Chad and I prayed often about the upcoming surgery. At first I was excited and I was sure that I would go in, have the surgery, be fine and ready to go back to school a few months later. As time grew closer both of us began feeling like God had other plans. I was nervous to start off with, but, I was given a sense of peace as time grew closer to the date. I decided there were things I needed to do just in case I didn’t survive. I know that God told us that He would take care of this and I would be back on my mountain, but once again He never said if I would do that on Earth or in Heaven. Now, I had other people to worry about; my husband, my daughters, my friends, and my sister (she was adopted when she was young I didn’t meet her till I was 23). I wanted them all to remember that God was in control if I lived or died and He loved all of them very much. I prayed with my SM, with my friends, and with my husband. We prayed for me, for my family, and that God would show us how to handle the results. Chad would later tell me he didn’t think I would die, but he felt that something was going to happen and change our lives forever. The headaches began getting worse but I was holding class 4 days a week and really struggling but, I felt that I needed to be with my kids until the end of class. I didn’t tell my parents what was going on, or that I may not be back I just let it be. I did talk to my principal to find out what I needed to do just in case I couldn’t come back in August. I made plans to have my three best friends come to stay with my daughters while I was having surgery. The girls have grown up with the idea that the ‘Aunts’ were the ones to reckon with, to talk to, and to confide in. My girls were always excited to see each of them separately or all together so I decided this would be the best plan so that the ‘Aunts’ could know what was going on and my children would have support if something didn’t go as plan.
June 28, 2021 came early. As we walked into the hospital there was no AC. It was hot and even hotter with the masks on. We found checked in and found the waiting room and waited and prayed. The hot air caused the floors to be wet from sweat and the nurses told us that they had to put large fans in the surgery rooms to help cool down the room and dry up the sweaty floors. Our 8am surgeries wouldn’t start for another 1/2 hour. As time went on we noticed people’s names were disappearing from the tv screens on the wall. The nurse came back out and told all of us that the rooms were almost cooled down enough, but because the AC was out they had to cancel the rest of the surgeries for the day. In a few moments she came out again to get me. I told Chad, “May the Lord bless you and keep you..” Then he replied, “May His face shine upon you.” Then, I went with the nurse as she asked me questions and started giving me medicine to calm me down. I told her I wanted to give Chad a kiss before surgery, she told me he would be in shortly. I remember nothing else.

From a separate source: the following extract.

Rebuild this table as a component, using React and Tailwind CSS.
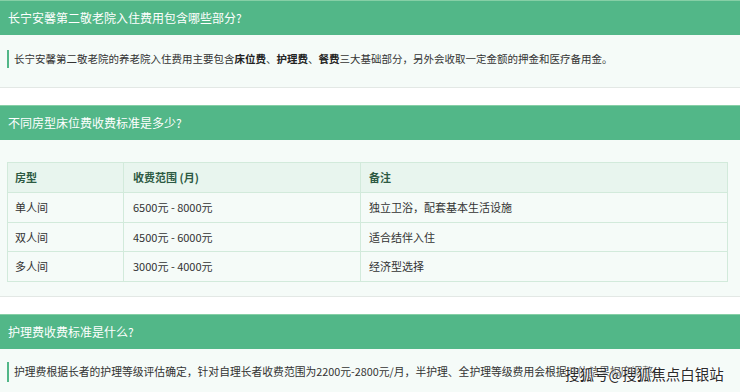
export default function App() {
  const font = { fontFamily: '"Microsoft YaHei","Noto Sans CJK SC","Noto Sans",sans-serif' };
  const rows = [
    ["单人间", "6500元 - 8000元", "独立卫浴，配套基本生活设施"],
    ["双人间", "4500元 - 6000元", "适合结伴入住"],
    ["多人间", "3000元 - 4000元", "经济型选择"],
  ];
  return (
    <div className="w-[740px] h-[392px] overflow-hidden bg-white relative" style={font}>
      {/* Section 1 */}
      <div className="mb-[17px] border-b border-[#e3e8e5]">
        <div className="h-[35px] bg-[#52b788] border-t border-[#86cfa6] flex items-center pl-[8px] text-white text-[12px]">
          长宁安馨第二敬老院入住费用包含哪些部分?
        </div>
        <div className="bg-[#f5fbf8] pt-[15px] pb-[19px] pl-[7px]">
          <div className="border-l-2 border-[#52b788] pl-[5px] h-[18px] flex items-center text-[10.5px] text-[#333]">
            长宁安馨第二敬老院的养老院入住费用主要包含<b className="text-[#222]">床位费</b>、<b className="text-[#222]">护理费</b>、<b className="text-[#222]">餐费</b>三大基础部分，另外会收取一定金额的押金和医疗备用金。
          </div>
        </div>
      </div>

      {/* Section 2 */}
      <div className="mb-[17px] border-b border-[#e3e8e5]">
        <div className="h-[35px] bg-[#52b788] border-t border-[#86cfa6] flex items-center pl-[8px] text-white text-[12px]">
          不同房型床位费收费标准是多少?
        </div>
        <div className="bg-[#f5fbf8] pt-[22px] pb-[14px] pl-[7px]">
          <table className="w-[721px] border-collapse text-[11px] text-[#333]">
            <thead>
              <tr className="bg-[#e8f5ee] h-[30px]">
                <th className="border border-[#d2eadb] text-left font-bold text-[#2d5a43] pl-[7px] w-[116px]">房型</th>
                <th className="border border-[#d2eadb] text-left font-bold text-[#2d5a43] pl-[9px] w-[237px]">收费范围 (月)</th>
                <th className="border border-[#d2eadb] text-left font-bold text-[#2d5a43] pl-[8px]">备注</th>
              </tr>
            </thead>
            <tbody>
              {rows.map((r) => (
                <tr key={r[0]} className="h-[29.5px]">
                  <td className="border border-[#d2eadb] pl-[7px]">{r[0]}</td>
                  <td className="border border-[#d2eadb] pl-[9px]">{r[1]}</td>
                  <td className="border border-[#d2eadb] pl-[8px]">{r[2]}</td>
                </tr>
              ))}
            </tbody>
          </table>
        </div>
      </div>

      {/* Section 3 */}
      <div className="border-b border-[#e3e8e5]">
        <div className="h-[35px] bg-[#52b788] border-t border-[#86cfa6] flex items-center pl-[8px] text-white text-[12px]">
          护理费收费标准是什么?
        </div>
        <div className="bg-[#f5fbf8] pt-[13px] pb-[10px] pl-[7px]">
          <div className="border-l-2 border-[#52b788] pl-[5px] h-[20px] flex items-center text-[10.8px] text-[#333] whitespace-nowrap">
            护理费根据长者的护理等级评估确定，针对自理长者收费范围为2200元-2800元/月，半护理、全护理等级费用会根据评估结果相应调整。
          </div>
        </div>
      </div>

      <div
        className="absolute left-[565px] top-[364px] text-[14.5px] leading-[20px] text-[#2a2a2a] whitespace-nowrap"
        style={{ textShadow: "0 0 2px #fff, 0 0 2px #fff, 0 0 3px #fff" }}
      >
        搜狐号@搜狐焦点白银站
      </div>
    </div>
  );
}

Nothing worked the way anyone thought it would. In the first surgery they realized that even after all the scans and tests the titanium plate was mesh now held in place by titantium nails in my cerebellum. During surgery, I would have brain bleeding from the nails being removed. They completed the surgery. Before they began to wake me up they discovered that my brain was hemorrhaging and since the doctor didn’t have any more surgeries, they went in for the 2nd time to find out what was going on. The nurses were called at this time to get my room ready and told what was going on. The nurses would later tell me that it was uncertain if I would survive this surgery or the night. The doctor found out that another part of my brain was bleeding and as soon as he discovered it, he was able to get it to stop. I wasn’t out of the woods yet, most people don’t survive brain bleeds, and I actually made it through surgery so no one was sure if I would make it through the night. I remember nothing. My family said I did wake up and I was answering questions. The first day I remember was July 4, 2021. I questioned if I would hear fireworks. I don’t remember many more days. The first thing I noticed was that I couldn’t move my right arm very easily, nor could I fully feel it. I also noticed that I couldn’t feel my right leg nor could I move it. The doctors came in and told me that there was much for me to learn how to do and the first thing was to teach me how to move my leg and walk. My first thought was: “WAIT, WHAT?”